Fraser’s argument is, I think, compelling. As a statesman, as a former leader committed to the people of the Australian state, Malcolm Fraser’s last major contribution to public life in Australia was to urge us to totally re-think our relationship with the US. His voice was not heeded because our leaders are not governed by the humanist logic of the liberal democratic Australian state, but by the abstractly fiscal logic of global capitalism, which has little interest in the borders and people of states, other than as a means of policing its own order and under-writing its own financial risks. 

So, Fraser was a statesman. As a liberal statesman, he was suspicious of excessive power, a strong advocate of transparency in government, and a supporter of the priority of the interests of the common citizen over global power. As a humanist statesman he had substantive moral commitments to the UNHCR Refugee Convention. None of these commitments are held to in anything other than (at best) a meaningless lip service by our present batch of conservative politicians, on both sides of parliament.  

But has the day of the statesman in which Fraser exerted power gone? French critics of global capitalism in the trajectory of Deleuze and Foucault note that the state is very important in the era of global imperial capitalism, but its role is no longer the role that politicians like Whitlam and Fraser envisioned. The state is now a subsidiary of global financial power. Our contemporary politicians are ‘statesmen’ in that they play the role of the state as international economic necessity requires it of them. Whitlam and Fraser’s day is gone; there could be no statesmen of their kind any more. 

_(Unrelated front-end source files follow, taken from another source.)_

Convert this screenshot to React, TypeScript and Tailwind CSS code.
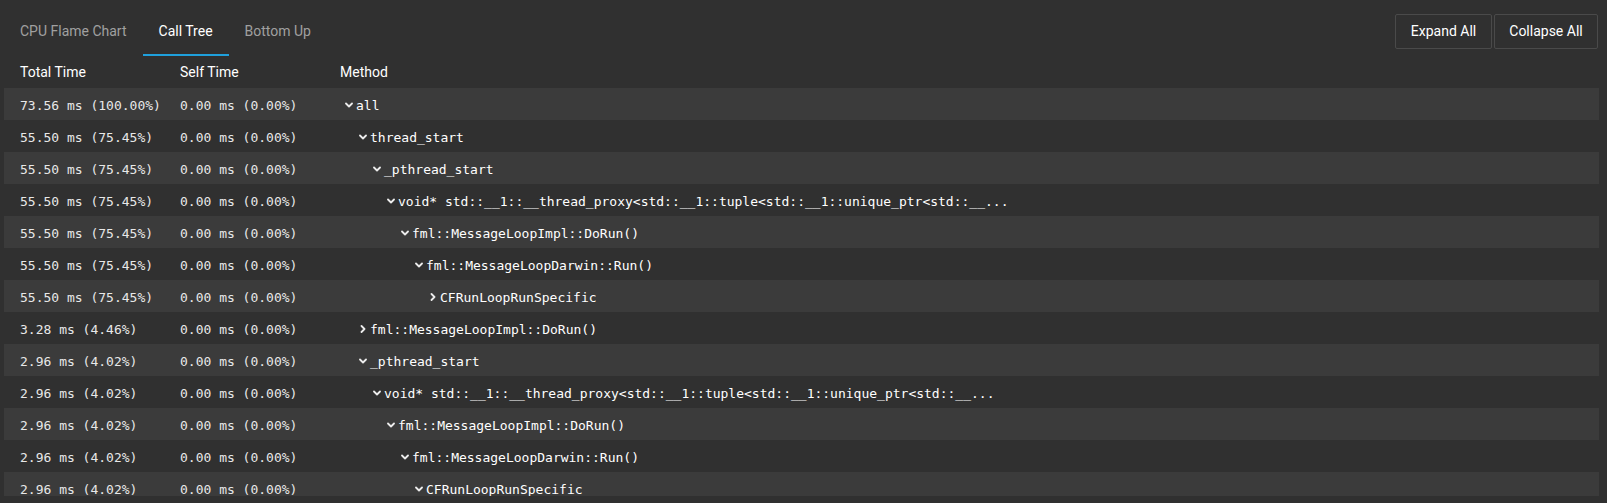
import React from 'react';

interface Row {
  total: string;
  self: string;
  method: string;
  depth: number;
  expanded: boolean;
}

const VOID_PROXY =
  'void* std::__1::__thread_proxy<std::__1::tuple<std::__1::unique_ptr<std::__...';

const rows: Row[] = [
  { total: '73.56 ms (100.00%)', self: '0.00 ms (0.00%)', method: 'all', depth: 0, expanded: true },
  { total: '55.50 ms (75.45%)', self: '0.00 ms (0.00%)', method: 'thread_start', depth: 1, expanded: true },
  { total: '55.50 ms (75.45%)', self: '0.00 ms (0.00%)', method: '_pthread_start', depth: 2, expanded: true },
  { total: '55.50 ms (75.45%)', self: '0.00 ms (0.00%)', method: VOID_PROXY, depth: 3, expanded: true },
  { total: '55.50 ms (75.45%)', self: '0.00 ms (0.00%)', method: 'fml::MessageLoopImpl::DoRun()', depth: 4, expanded: true },
  { total: '55.50 ms (75.45%)', self: '0.00 ms (0.00%)', method: 'fml::MessageLoopDarwin::Run()', depth: 5, expanded: true },
  { total: '55.50 ms (75.45%)', self: '0.00 ms (0.00%)', method: 'CFRunLoopRunSpecific', depth: 6, expanded: false },
  { total: '3.28 ms (4.46%)', self: '0.00 ms (0.00%)', method: 'fml::MessageLoopImpl::DoRun()', depth: 1, expanded: false },
  { total: '2.96 ms (4.02%)', self: '0.00 ms (0.00%)', method: '_pthread_start', depth: 1, expanded: true },
  { total: '2.96 ms (4.02%)', self: '0.00 ms (0.00%)', method: VOID_PROXY, depth: 2, expanded: true },
  { total: '2.96 ms (4.02%)', self: '0.00 ms (0.00%)', method: 'fml::MessageLoopImpl::DoRun()', depth: 3, expanded: true },
  { total: '2.96 ms (4.02%)', self: '0.00 ms (0.00%)', method: 'fml::MessageLoopDarwin::Run()', depth: 4, expanded: true },
  { total: '2.96 ms (4.02%)', self: '0.00 ms (0.00%)', method: 'CFRunLoopRunSpecific', depth: 5, expanded: true },
];

const tabs = ['CPU Flame Chart', 'Call Tree', 'Bottom Up'];

function Chevron({ open }: { open: boolean }) {
  return (
    <svg width="8" height="8" viewBox="0 0 8 8" className="shrink-0 mb-[2px]">
      <path
        d={open ? 'M1 2.5 L4 5.5 L7 2.5' : 'M2.5 1 L5.5 4 L2.5 7'}
        fill="none"
        stroke="#ececec"
        strokeWidth="1.8"
        strokeLinecap="round"
        strokeLinejoin="round"
      />
    </svg>
  );
}

export default function App() {
  return (
    <div className="w-full h-[503px] overflow-hidden bg-[#303030] text-[#e8e8e8] font-['Roboto',sans-serif]">
      {/* Tabs + actions */}
      <div className="flex items-start justify-between">
        <div className="flex pl-[4px]">
          {tabs.map((tab) => {
            const active = tab === 'Call Tree';
            return (
              <div
                key={tab}
                className={`h-[56px] px-4 pt-2 flex items-center text-[14px] border-b-2 ${
                  active ? 'border-[#1fa0dc] text-white' : 'border-transparent text-[#a0a0a0]'
                }`}
              >
                {tab}
              </div>
            );
          })}
        </div>
        <div className="flex gap-[2px] mt-[14px] mr-[9px]">
          <button className="h-[35px] w-[97px] rounded-[2px] border border-[#4a4a4a] text-[14px] text-white">
            Expand All
          </button>
          <button className="h-[35px] w-[104px] rounded-[2px] border border-[#4a4a4a] text-[14px] text-white">
            Collapse All
          </button>
        </div>
      </div>

      {/* Column headers */}
      <div className="flex items-center h-[32px] pl-[20px] text-[14px] text-white">
        <div className="w-[160px]">Total Time</div>
        <div className="w-[160px]">Self Time</div>
        <div>Method</div>
      </div>

      {/* Tree rows */}
      <div className="ml-[4px] mr-[8px] h-[408px] overflow-hidden font-['DejaVu_Sans_Mono',monospace] text-[13px]">
        {rows.map((row, i) => (
          <div
            key={i}
            className={`flex items-center h-[32px] pt-[3px] pl-[16px] whitespace-nowrap ${
              i % 2 === 0 ? 'bg-[#3b3b3b]' : 'bg-[#303030]'
            }`}
          >
            <div className="w-[160px]">{row.total}</div>
            <div className="w-[160px]">{row.self}</div>
            <div className="flex items-center gap-[3px]" style={{ paddingLeft: 5 + row.depth * 14 }}>
              <Chevron open={row.expanded} />
              <span className="text-white">{row.method}</span>
            </div>
          </div>
        ))}
      </div>
    </div>
  );
}
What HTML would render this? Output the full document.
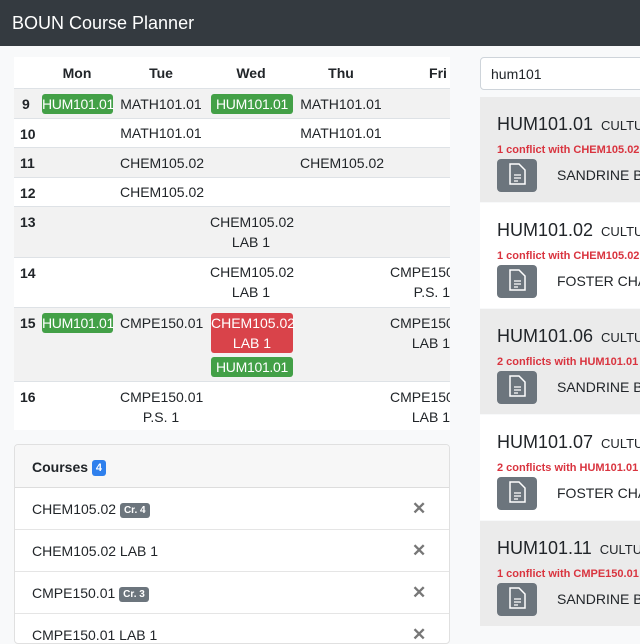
<!DOCTYPE html>
<html><head><style>
*{box-sizing:border-box;margin:0;padding:0}
body{width:640px;height:640px;overflow:hidden;background:#f8f9fa;font-family:"Liberation Sans",sans-serif;color:#212529;position:relative;font-size:14px}
.a{position:absolute}
.nav{left:0;top:0;width:640px;height:46px;background:#343a40;color:#fff;font-size:18px;padding:13px 0 0 12px}
.tbl{left:14px;top:57px;width:436px;height:373px;background:#fff;overflow:hidden}
.row{position:absolute;left:0;width:436px;border-top:1px solid #dee2e6}
.g{background:#f2f2f2}
.h{position:absolute;left:6px;font-weight:bold;top:7px}
.c{position:absolute;text-align:center;line-height:20px;white-space:nowrap}
.grn{background:#43a047;color:#fff;border-radius:3px;letter-spacing:-0.3px}
.red{background:#d9434a;color:#fff;border-radius:3px}
.card{left:14px;top:444px;width:436px;height:200px;background:#fff;border:1px solid #e0e0e0;border-radius:4px;overflow:hidden}
.ch{height:43px;background:#f7f7f7;border-bottom:1px solid #ddd;padding:14px 0 0 17px;font-weight:bold}
.badge{display:inline-block;background:#2f80ed;color:#fff;font-size:11px;border-radius:3px;padding:2px 4px;vertical-align:1px}
.it{height:42px;border-bottom:1px solid #e5e5e5;padding:13px 0 0 17px;position:relative}
.cr{display:inline-block;background:#6c757d;color:#fff;font-size:10px;font-weight:bold;border-radius:3px;padding:2px 4px;vertical-align:1px}
.x{position:absolute;left:397px;top:11px;color:#777;font-size:17px;font-weight:bold}
.srch{left:480px;top:57px;width:170px;height:33px;background:#fff;border:1px solid #ced4da;border-radius:4px;padding:8px 0 0 10px}
.res{left:480px;width:170px;height:105px;overflow:hidden;white-space:nowrap}
.rt{position:absolute;left:17px;top:17px;font-size:18px}
.rt span{font-size:13px;margin-left:8px}
.cf{position:absolute;left:17px;top:47px;color:#d9343f;font-size:11px;font-weight:bold}
.ic{position:absolute;left:17px;top:62px;width:40px;height:33px;background:#6c757d;border-radius:4px}
.nm{position:absolute;left:77px;top:70px;font-size:14px}
</style></head><body>
<div class="a nav">BOUN Course Planner</div>
<div class="a tbl">
 <div class="row" style="top:0;height:31px;border:none;font-weight:bold">
  <div class="c" style="left:43px;width:40px;top:6px">Mon</div>
  <div class="c" style="left:127px;width:40px;top:6px">Tue</div>
  <div class="c" style="left:217px;width:40px;top:6px">Wed</div>
  <div class="c" style="left:307px;width:40px;top:6px">Thu</div>
  <div class="c" style="left:404px;width:40px;top:6px">Fri</div>
 </div>
 <div class="row g" style="top:31px;height:30px"><div class="h" style="left:8px">9</div>
  <div class="c grn" style="left:28px;top:5px;width:71px">HUM101.01</div>
  <div class="c" style="left:106px;top:5px;width:82px">MATH101.01</div>
  <div class="c grn" style="left:197px;top:5px;width:82px">HUM101.01</div>
  <div class="c" style="left:286px;top:5px;width:82px">MATH101.01</div></div>
 <div class="row" style="top:61px;height:29px"><div class="h">10</div>
  <div class="c" style="left:106px;top:4px;width:82px">MATH101.01</div>
  <div class="c" style="left:286px;top:4px;width:82px">MATH101.01</div></div>
 <div class="row g" style="top:90px;height:30px"><div class="h">11</div>
  <div class="c" style="left:106px;top:5px;width:82px">CHEM105.02</div>
  <div class="c" style="left:286px;top:5px;width:82px">CHEM105.02</div></div>
 <div class="row" style="top:120px;height:29px"><div class="h">12</div>
  <div class="c" style="left:106px;top:4px;width:82px">CHEM105.02</div></div>
 <div class="row g" style="top:149px;height:51px"><div class="h">13</div>
  <div class="c" style="left:196px;top:5px;width:82px">CHEM105.02<br>LAB 1</div></div>
 <div class="row" style="top:200px;height:50px"><div class="h">14</div>
  <div class="c" style="left:196px;top:4px;width:82px">CHEM105.02<br>LAB 1</div>
  <div class="c" style="left:376px;top:4px;width:60px;text-align:right">CMPE150<br>P.S. 1</div></div>
 <div class="row g" style="top:250px;height:74px"><div class="h">15</div>
  <div class="c grn" style="left:28px;top:5px;width:71px">HUM101.01</div>
  <div class="c" style="left:106px;top:5px;width:82px">CMPE150.01</div>
  <div class="c red" style="left:197px;top:5px;width:82px">CHEM105.02<br>LAB 1</div>
  <div class="c grn" style="left:197px;top:49px;width:82px">HUM101.01</div>
  <div class="c" style="left:376px;top:5px;width:60px;text-align:right">CMPE150<br>LAB 1</div></div>
 <div class="row" style="top:324px;height:49px"><div class="h">16</div>
  <div class="c" style="left:106px;top:5px;width:82px">CMPE150.01<br>P.S. 1</div>
  <div class="c" style="left:376px;top:5px;width:60px;text-align:right">CMPE150<br>LAB 1</div></div>
</div>
<div class="a card">
 <div class="ch">Courses <span class="badge">4</span></div>
 <div class="it">CHEM105.02 <span class="cr">Cr. 4</span><span class="x">✕</span></div>
 <div class="it">CHEM105.02 LAB 1<span class="x">✕</span></div>
 <div class="it">CMPE150.01 <span class="cr">Cr. 3</span><span class="x">✕</span></div>
 <div class="it">CMPE150.01 LAB 1<span class="x">✕</span></div>
</div>
<div class="a srch">hum101</div>
<svg width="0" height="0" style="position:absolute"><defs><g id="doc"><path d="M13 8h9l6 6v14H13z" fill="none" stroke="#fff" stroke-width="1.5"/><path d="M17 19h7M17 22h7M17 25h4" stroke="#fff" stroke-width="1.3"/></g></defs></svg>
<div class="a res" style="top:97px;background:#ebebeb"><div class="rt">HUM101.01<span>CULTURE</span></div><div class="cf">1 conflict with CHEM105.02</div><div class="ic"><svg width="40" height="33"><use href="#doc" x="0" y="-3"/></svg></div><div class="nm">SANDRINE BERGES</div></div>
<div class="a res" style="top:203px;background:#fff"><div class="rt">HUM101.02<span>CULTURE</span></div><div class="cf">1 conflict with CHEM105.02</div><div class="ic"><svg width="40" height="33"><use href="#doc" x="0" y="-3"/></svg></div><div class="nm">FOSTER CHAMBERS</div></div>
<div class="a res" style="top:309px;background:#ebebeb"><div class="rt">HUM101.06<span>CULTURE</span></div><div class="cf">2 conflicts with HUM101.01</div><div class="ic"><svg width="40" height="33"><use href="#doc" x="0" y="-3"/></svg></div><div class="nm">SANDRINE BERGES</div></div>
<div class="a res" style="top:415px;background:#fff"><div class="rt">HUM101.07<span>CULTURE</span></div><div class="cf">2 conflicts with HUM101.01</div><div class="ic"><svg width="40" height="33"><use href="#doc" x="0" y="-3"/></svg></div><div class="nm">FOSTER CHAMBERS</div></div>
<div class="a res" style="top:521px;background:#ebebeb"><div class="rt">HUM101.11<span>CULTURE</span></div><div class="cf">1 conflict with CMPE150.01</div><div class="ic"><svg width="40" height="33"><use href="#doc" x="0" y="-3"/></svg></div><div class="nm">SANDRINE BERGES</div></div>
</body></html>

I think it is true that we will not see statesmen of the likes of Whitlam and Fraser again. The conditions in which states now operate are so radically different to what they were in the post-war boom era that Whitlam and Fraser stand as monuments to what was, rather than as models to what could now be. Yet as monuments they stand in a prophetic relation to the present, they stand in judgement of the inhumanity and de-humanizing logic of political pragmatism and global economic “necessity” as we have now constructed it. Fraser’s voice for humanity regarding the scapegoating and horrifying inhumanity of our treatment of boat arrival asylum seekers judges us. Fraser’s clear eyed caution against tying ourselves to the global imperialism of the US stands in judgement of the complete lack of imagination in our leaders in thinking about our place in the world. We have tied our little state to the global economy and have cast our fate into the hands of the big powers that run that system of power and trade and we are not prepared to think outside of the “necessities” that this dynamic places on our state. 

So Malcolm Fraser has died. He was the last of our statesmen. Yet his prophetic voice speaks still. And his voice is loud with a moral clarity and political common sense astonishingly absent in the current centres of Australian political life. May God rest Malcolm Fraser’s soul, and may we heed Mr Fraser’s prophetic voice and respond with the repentance, creativity and moral courage that is now so desperately needed.



Michael Teekens
February 5, 2016, 2:35PM
5 febr.

Malcolm Fraser passed away. I was quite young at the time when he was PM. Because he went through the Great Depression and witnessed WW II and its aftermath his life was formed after Judeo-Christian values. He was not perfect, but from what I vaguely remember he had principles that he upheld in public life. He was respected
and upheld the values he was brought up to. Only if he could see what life is like today he would just shake his head in dismay. He deserved great respect.